Our effective income tax rate was 24% and 9% for the three and six months ended June 30, 2017, respectively, as compared to 39% and 51% for the three and six months ended June 30, 2016, respectively.  Our income tax rate for the three and six months ended June 30, 2017 was favorably affected by excess tax benefits, primarily related to the exercise of non-qualified stock options and the vesting of stock awards, as discussed in Note 1 above, which decreased income tax expense by approximately $532,000 and $1.6 million, respectively.

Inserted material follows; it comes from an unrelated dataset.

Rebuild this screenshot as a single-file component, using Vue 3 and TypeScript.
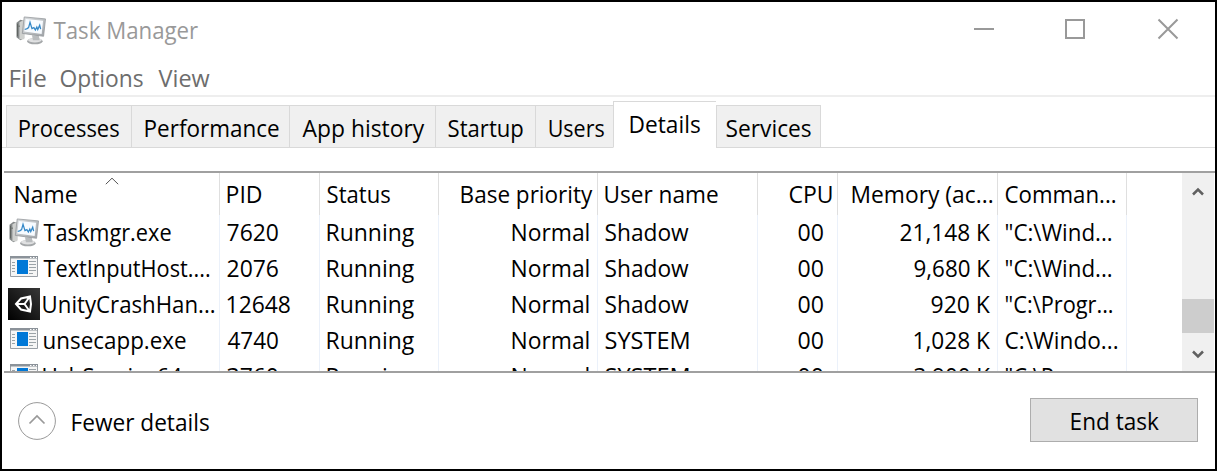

Our income tax rate for the three and six months ended June 30, 2016 was unfavorably impacted by the tax treatment of certain expenses related to the On-X acquisition, which had a larger impact on the tax rate in first quarter of 2016.  Our income tax rate for the six months ended June 30, 2016 was also unfavorably impacted by book/tax basis differences related to the HeRO Sale.



Deferred Income Taxes



We generate deferred tax assets primarily as a result of write-downs of inventory and deferred preservation costs; accruals for product and tissue processing liability claims; investment and asset impairments; and, in prior periods, due to operating losses.  We acquired significant deferred tax assets, primarily net operating loss carryforwards, from our acquisitions of On-X in 2016, Hemosphere in 2012, and Cardiogenesis in 2011.  We recorded significant deferred tax liabilities in 2016 related to the intangible assets acquired in the On-X acquisition.



As of June 30, 2017 we maintained a total of $2.2 million in valuation allowances against deferred tax assets, related to state net operating loss carryforwards, and had a net deferred tax asset of $148,000As of December 31, 2016 we had a total of $2.2 million in valuation allowances against deferred tax assets, related to state net operating loss carryforwards, and a net deferred tax liability of $7,000.